Scan the listing below for the word "that" and state how many lines hold it. Write nothing but the number.

» **AVAILABLE DATA**:
--- Start ---

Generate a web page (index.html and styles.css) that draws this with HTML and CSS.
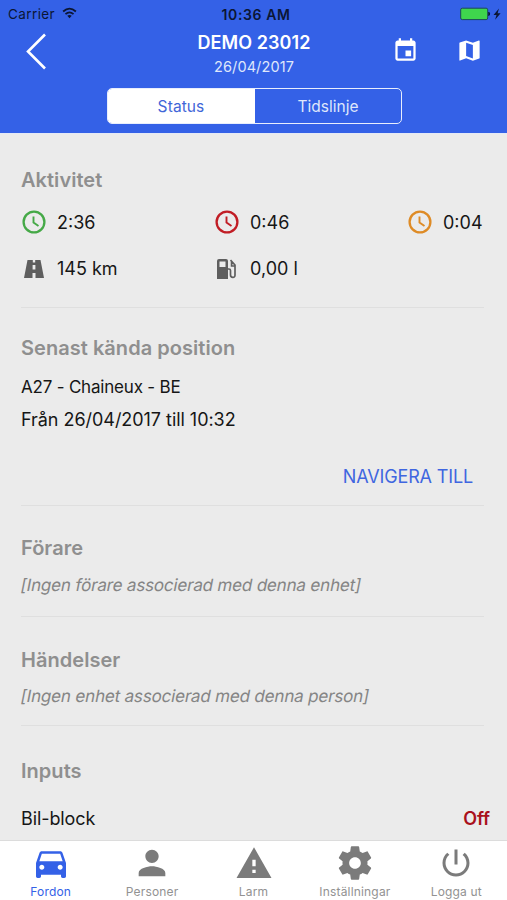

--- End ---
--- Start ---

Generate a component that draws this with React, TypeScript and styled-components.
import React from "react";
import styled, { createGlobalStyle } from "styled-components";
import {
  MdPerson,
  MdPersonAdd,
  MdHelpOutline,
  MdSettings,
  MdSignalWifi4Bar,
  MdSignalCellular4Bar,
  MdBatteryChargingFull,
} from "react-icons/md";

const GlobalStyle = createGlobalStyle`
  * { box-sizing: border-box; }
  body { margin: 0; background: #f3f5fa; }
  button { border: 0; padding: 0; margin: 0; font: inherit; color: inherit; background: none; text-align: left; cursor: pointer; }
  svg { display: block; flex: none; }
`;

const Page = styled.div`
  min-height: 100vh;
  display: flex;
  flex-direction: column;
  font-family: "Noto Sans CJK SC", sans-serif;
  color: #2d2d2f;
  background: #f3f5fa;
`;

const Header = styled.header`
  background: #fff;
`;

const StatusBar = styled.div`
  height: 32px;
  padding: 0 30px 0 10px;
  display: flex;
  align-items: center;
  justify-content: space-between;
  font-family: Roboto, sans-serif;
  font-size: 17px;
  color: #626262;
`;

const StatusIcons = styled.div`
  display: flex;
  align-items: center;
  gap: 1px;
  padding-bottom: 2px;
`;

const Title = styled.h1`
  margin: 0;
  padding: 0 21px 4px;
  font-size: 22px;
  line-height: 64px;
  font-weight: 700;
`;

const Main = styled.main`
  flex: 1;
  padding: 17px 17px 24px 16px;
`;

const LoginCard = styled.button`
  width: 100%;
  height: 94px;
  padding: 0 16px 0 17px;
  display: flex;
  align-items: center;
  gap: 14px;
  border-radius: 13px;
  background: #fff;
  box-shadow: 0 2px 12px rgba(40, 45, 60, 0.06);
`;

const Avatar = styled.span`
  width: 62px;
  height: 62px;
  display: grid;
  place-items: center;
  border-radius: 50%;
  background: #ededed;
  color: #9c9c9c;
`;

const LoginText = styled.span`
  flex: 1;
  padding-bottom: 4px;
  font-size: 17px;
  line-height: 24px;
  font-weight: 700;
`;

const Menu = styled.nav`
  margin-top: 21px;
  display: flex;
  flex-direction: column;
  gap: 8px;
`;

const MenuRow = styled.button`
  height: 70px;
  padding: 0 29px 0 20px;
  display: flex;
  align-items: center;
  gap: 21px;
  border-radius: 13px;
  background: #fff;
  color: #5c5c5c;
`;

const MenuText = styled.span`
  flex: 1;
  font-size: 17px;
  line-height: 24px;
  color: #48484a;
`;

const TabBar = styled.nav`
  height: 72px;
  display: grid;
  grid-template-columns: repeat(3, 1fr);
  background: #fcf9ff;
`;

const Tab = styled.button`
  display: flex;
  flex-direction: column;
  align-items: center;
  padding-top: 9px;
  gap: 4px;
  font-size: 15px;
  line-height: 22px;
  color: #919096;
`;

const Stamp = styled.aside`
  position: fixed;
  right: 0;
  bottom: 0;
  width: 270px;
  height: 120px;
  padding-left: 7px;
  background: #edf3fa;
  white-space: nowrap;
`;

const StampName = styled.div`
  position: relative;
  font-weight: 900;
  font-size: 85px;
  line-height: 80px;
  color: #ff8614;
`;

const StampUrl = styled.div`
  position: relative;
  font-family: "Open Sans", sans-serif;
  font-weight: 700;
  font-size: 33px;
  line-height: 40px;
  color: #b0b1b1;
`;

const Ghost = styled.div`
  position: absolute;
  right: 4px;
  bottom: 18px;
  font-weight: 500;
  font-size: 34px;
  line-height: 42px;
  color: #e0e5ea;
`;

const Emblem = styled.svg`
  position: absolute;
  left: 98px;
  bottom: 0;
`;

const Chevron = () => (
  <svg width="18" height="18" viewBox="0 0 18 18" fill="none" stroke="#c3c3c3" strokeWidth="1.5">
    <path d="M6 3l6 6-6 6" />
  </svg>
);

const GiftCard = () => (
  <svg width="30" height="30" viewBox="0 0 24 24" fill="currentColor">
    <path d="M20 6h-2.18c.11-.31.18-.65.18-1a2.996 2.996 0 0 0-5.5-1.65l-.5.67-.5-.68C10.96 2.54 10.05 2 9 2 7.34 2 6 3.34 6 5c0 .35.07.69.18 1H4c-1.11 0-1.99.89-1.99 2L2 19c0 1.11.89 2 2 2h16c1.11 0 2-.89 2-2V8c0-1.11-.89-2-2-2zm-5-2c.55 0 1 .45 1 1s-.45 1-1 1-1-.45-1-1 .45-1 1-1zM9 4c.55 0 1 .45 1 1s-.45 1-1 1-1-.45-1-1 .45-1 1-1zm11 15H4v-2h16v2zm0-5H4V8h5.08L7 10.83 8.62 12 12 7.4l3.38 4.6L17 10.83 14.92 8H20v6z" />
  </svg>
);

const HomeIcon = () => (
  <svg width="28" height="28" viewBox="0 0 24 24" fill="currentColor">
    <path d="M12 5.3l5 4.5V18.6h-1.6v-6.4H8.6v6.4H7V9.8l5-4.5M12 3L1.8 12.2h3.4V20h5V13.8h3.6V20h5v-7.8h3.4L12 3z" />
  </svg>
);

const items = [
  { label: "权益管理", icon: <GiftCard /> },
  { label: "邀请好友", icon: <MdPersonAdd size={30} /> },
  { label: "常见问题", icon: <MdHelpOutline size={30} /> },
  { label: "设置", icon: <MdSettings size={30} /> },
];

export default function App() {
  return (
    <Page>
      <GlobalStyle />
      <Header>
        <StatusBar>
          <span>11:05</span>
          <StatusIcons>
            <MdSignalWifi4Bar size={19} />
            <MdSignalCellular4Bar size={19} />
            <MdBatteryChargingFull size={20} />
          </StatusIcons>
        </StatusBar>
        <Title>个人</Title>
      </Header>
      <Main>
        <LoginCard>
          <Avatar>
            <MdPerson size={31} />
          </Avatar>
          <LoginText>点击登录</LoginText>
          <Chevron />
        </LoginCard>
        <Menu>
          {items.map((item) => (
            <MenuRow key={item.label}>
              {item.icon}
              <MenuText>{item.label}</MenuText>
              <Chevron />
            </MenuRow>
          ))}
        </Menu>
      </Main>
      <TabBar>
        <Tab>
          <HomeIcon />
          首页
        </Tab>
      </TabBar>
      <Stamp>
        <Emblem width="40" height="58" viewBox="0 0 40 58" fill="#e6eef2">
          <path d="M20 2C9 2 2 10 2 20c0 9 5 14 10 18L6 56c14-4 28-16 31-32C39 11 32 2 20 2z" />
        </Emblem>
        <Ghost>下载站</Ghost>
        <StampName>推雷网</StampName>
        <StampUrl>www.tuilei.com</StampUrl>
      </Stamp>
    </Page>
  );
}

--- End ---

» **RESPONSE**: 2